Княгиня и ее муж были очень рассудительными людьми, но, как это часто случается в знатных семьях, характерами они не подходили друг другу. После князя остались большие долги, которые его жена признала и выплатила все чрезвычайно добросовестно. Князь обладал чисто польским умом, живым и острым. Моя мать очень уважала его, это был ее искренний друг.
Не знаю, по какому случаю, он сказал ей однажды, что после своей смерти явится еще повидать ее. Мать моя долго боялась, чтобы он не сдержал своего слова. Ее опасения возобновлялись каждый вечер, когда все укладывались спать. При малейшем шуме она начинала думать об этом обещании своего покойного друга.
Наконец мы отправились в подольские имения в сопровождении огромного поезда. Отец имел тогда очень большой двор, состоявший главным образом из дворянских сыновей, некоторые приезжали даже из Литвы. Сборным пунктом для всех были назначены Пулавы, откуда мы и отправились в наше путешествие. Несколько десятков экипажей вереницей следовали друг за другом, и мы проезжали, самое большое, по шесть миль в день. Позавтракав, мы доезжали до станции, где меняли лошадей, там и обедали. Кухня и напитки всегда ехали впереди. С нами шло много верховых лошадей, и мы часто делали небольшие переезды верхом. Один фуражир всегда отправлялся вперед для заготовки помещений. Это было одно из главных должностных лиц при дворе. Обязанности фуражира поочередно исполнялись господами Сорокой и Сигеном, двумя чистокровными литовцами, еще довольно молодыми.

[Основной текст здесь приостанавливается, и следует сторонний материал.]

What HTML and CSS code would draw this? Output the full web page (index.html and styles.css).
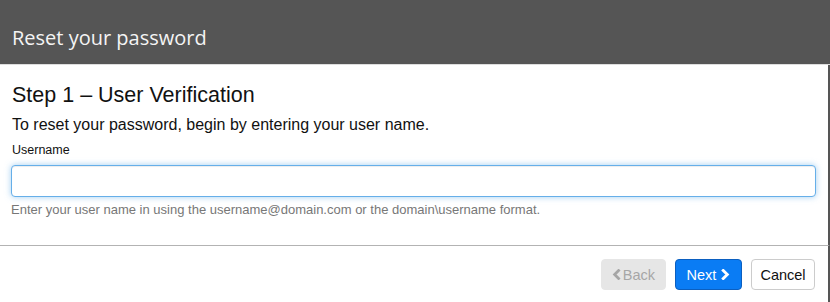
FILE: index.html
```html
<!DOCTYPE html>
<html lang="en">
<head>
  <meta charset="UTF-8" />
  <meta name="viewport" content="width=device-width, initial-scale=1.0" />
  <title>Reset your password</title>
  <link rel="stylesheet" href="styles.css">
</head>
<body>
  <div class="dialog">
    <header class="dialog-title">Reset your password</header>

    <main class="dialog-body">
      <h2 class="step-title">Step 1 – User Verification</h2>
      <p class="intro">To reset your password, begin by entering your user name.</p>

      <label class="field-label" for="username">Username</label>
      <input class="field-input" id="username" type="text" />
      <p class="field-help">Enter your user name in using the username@domain.com or the domain\username format.</p>
    </main>

    <footer class="dialog-footer">
      <button class="btn btn-back" disabled>
        <svg class="chev" viewBox="0 0 10 12" width="9" height="11"><path d="M7.5 1.5 L3 6 L7.5 10.5" /></svg>Back
      </button>
      <button class="btn btn-next">
        Next<svg class="chev" viewBox="0 0 10 12" width="9" height="11"><path d="M2.5 1.5 L7 6 L2.5 10.5" /></svg>
      </button>
      <button class="btn btn-cancel">Cancel</button>
    </footer>
  </div>
</body>
</html>
```

FILE: styles.css
```css
:root {
  --header-bg: #555555;
  --text-main: #111;
  --text-muted: #777;
  --focus-blue: #66afe9;
  --primary: #0a7cf4;
}

* {
  box-sizing: border-box;
}

body {
  margin: 0;
  width: 830px;
  height: 302px;
  font-family: "Liberation Sans", Arial, sans-serif;
  color: var(--text-main);
  background: #fff;
  overflow: hidden;
}

.dialog {
  display: flex;
  flex-direction: column;
  height: 302px;
}

.dialog-title {
  height: 65px;
  padding: 24px 12px 0;
  background: var(--header-bg);
  border-bottom: 1px solid #ddd;
  color: #f4f4f4;
  font-family: "Open Sans", "Noto Sans", sans-serif;
  font-size: 20px;
  line-height: 28px;
}

.dialog-body {
  padding: 19px 11px 0;
  border-right: 2px solid var(--header-bg);
  height: 181px;
  border-bottom: 1px solid #b3b3b3;
}

.step-title {
  margin: 0 0 9px 1px;
  font-size: 21.5px;
  font-weight: normal;
  line-height: 22px;
}

.intro {
  margin: 0 0 8px 1px;
  font-size: 16px;
  line-height: 20px;
}

.field-label {
  display: block;
  margin: 0 0 7px 1px;
  font-size: 12.5px;
  line-height: 15px;
}

.field-input {
  display: block;
  width: 805px;
  height: 32px;
  margin: 0;
  padding: 4px 8px;
  border: 1px solid var(--focus-blue);
  border-radius: 4px;
  outline: none;
  box-shadow: inset 0 1px 1px rgba(0, 0, 0, 0.075), 0 0 6px rgba(102, 175, 233, 0.6);
  font-family: inherit;
  font-size: 14px;
}

.field-help {
  margin: 5px 0 0;
  color: var(--text-muted);
  font-size: 13px;
  line-height: 15px;
}

.dialog-footer {
  flex: 1;
  display: flex;
  justify-content: flex-end;
  align-items: flex-start;
  gap: 9px;
  padding: 13px 13px 0 0;
  border-right: 2px solid var(--header-bg);
}

.btn {
  display: flex;
  align-items: center;
  justify-content: center;
  gap: 2px;
  height: 31px;
  padding: 0 10px;
  border: 1px solid transparent;
  border-radius: 4px;
  font-family: inherit;
  font-size: 14.5px;
  cursor: pointer;
}

.chev path {
  fill: none;
  stroke: currentColor;
  stroke-width: 3.2;
  stroke-linecap: square;
}

.btn-back {
  width: 65px;
  background: #e6e6e6;
  border-color: #e6e6e6;
  color: #a6a6a6;
  cursor: default;
}

.btn-next {
  width: 67px;
  gap: 5px;
  background: var(--primary);
  border-color: #0b5fc0;
  color: #fff;
}

.btn-cancel {
  width: 64px;
  background: #fff;
  border-color: #ccc;
  color: #111;
}
```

В свите было также несколько пажей, одетых в польские костюмы. Старшим берейтором был Пашковский, а дворецким – Борзецкий, игравший большую роль при дворе. Перед нашим отъездом из Варшавы он счел нужным, в виде меры предосторожности, наказать некоторых молодых пажей. Отец, выйдя из дома, заметил слезы и огорчение на лицах этих молодых людей и осведомился, в чем дело. «Ах, посмотрите, как наказал нас господин дворецкий», – ответили они. На вопрос отца, в чем они провинились, дворецкий ответил: «Не мешает приготовить их к путешествию».